Friday, July 8, 2011

John Tirman's "The Deaths of Others"

John Tirman is the author or coauthor and editor of 12 books, including Spoils of War and 100 Ways America is Screwing Up the World. He is Principal Research Scientist and Executive Director of MIT’s Center for International Studies.

He applied the “Page 99 Test” to his latest book, The Deaths of Others: The Fate of Civilians in America's Wars, and reported the following:
I am relieved to report that page 99 of The Deaths of Others does faithfully reflect the book’s themes—that the U.S. pursues war making with great avidity and does so with scant regard for the people that war affects. Appropriately, perhaps, page 99 is describing the Korean War, an immensely violent affair (3 million dead in 3 years) that is almost always called “The Forgotten War.” Why forgotten? Well, forgetting (and neglecting, ignoring, denying, etc.) is the typical response to America’s post-1945 wars in Korea, Vietnam, Iraq, and Afghanistan. We forget because acknowledging the scale of mayhem is too upsetting.

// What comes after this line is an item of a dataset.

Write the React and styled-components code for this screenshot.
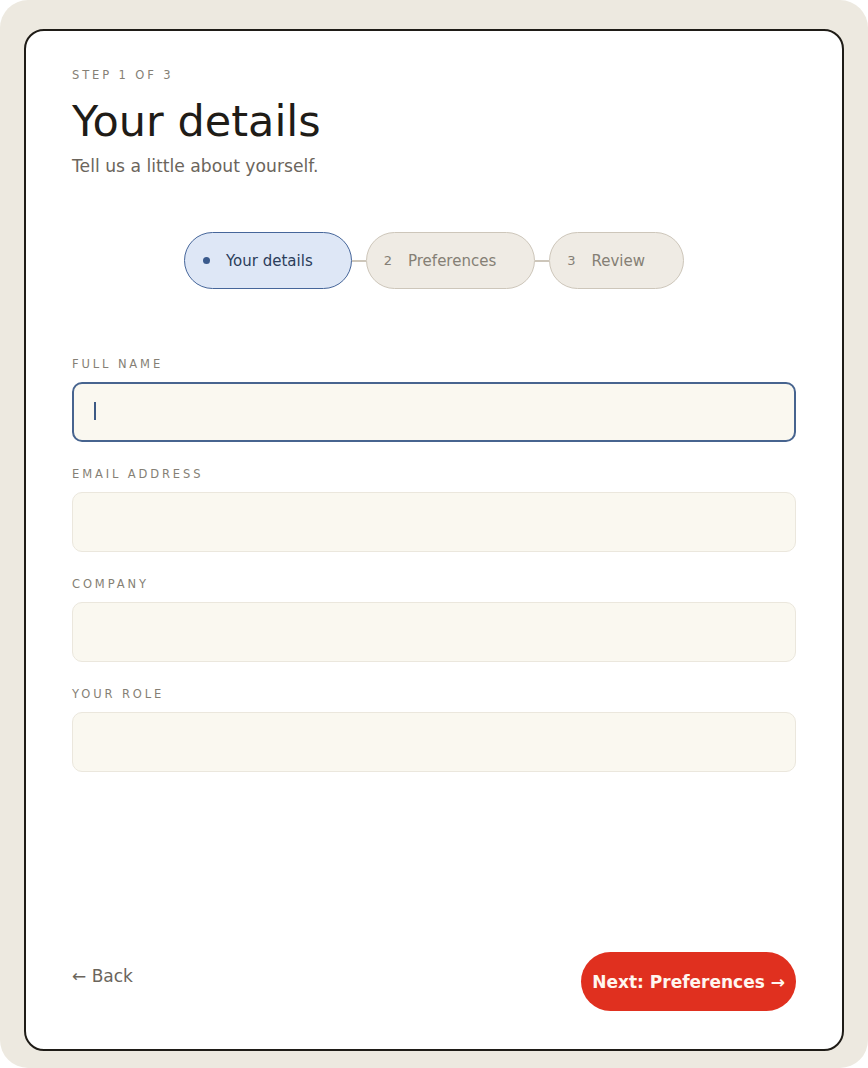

In Korea, as page 99 helpfully explains, the U.S. military stood aside and permitted South Korean Army atrocities to proceed—mass killings of “leftists” ordered by Syngman Rhee, the South Korean tyrant—resulting in 200,000 or more civilian deaths. But page 99 mainly focuses on “strategic bombing,” the massive leveling of North Korea after MacArthur retreated from the Chinese border (he aspired to destroy the Chinese Reds with nuclear attacks, and, of course, was hailed as a hero). Curtis LeMay, the legendary air force general who firebombed Tokyo and 60 other Japanese cities in 1944-45, was pushing the same for Korea, and indeed the U.S. leveled virtually every building in the North over two years, often using napalm. No concern for civilians was evident.

“The decision to bomb dams in the north when the armistice talks stalled in the spring of 1952 is an example of this set of attitudes,” I wrote. Catastrophic flooding ensued. Similarly, electric plants were destroyed. These acts mainly overwhelmed civilians, not the North’s war efforts. The U.S. did the same in Vietnam. In Iraq, the formal war ended quickly, but the attitudes toward civilians were persistent and devastating in other ways.

It’s an old American story: cowboys and Indians, but all over the world. The savage wars of peace are a national habit, but the peace is not for the “savages”—theirs is the peace of the grave.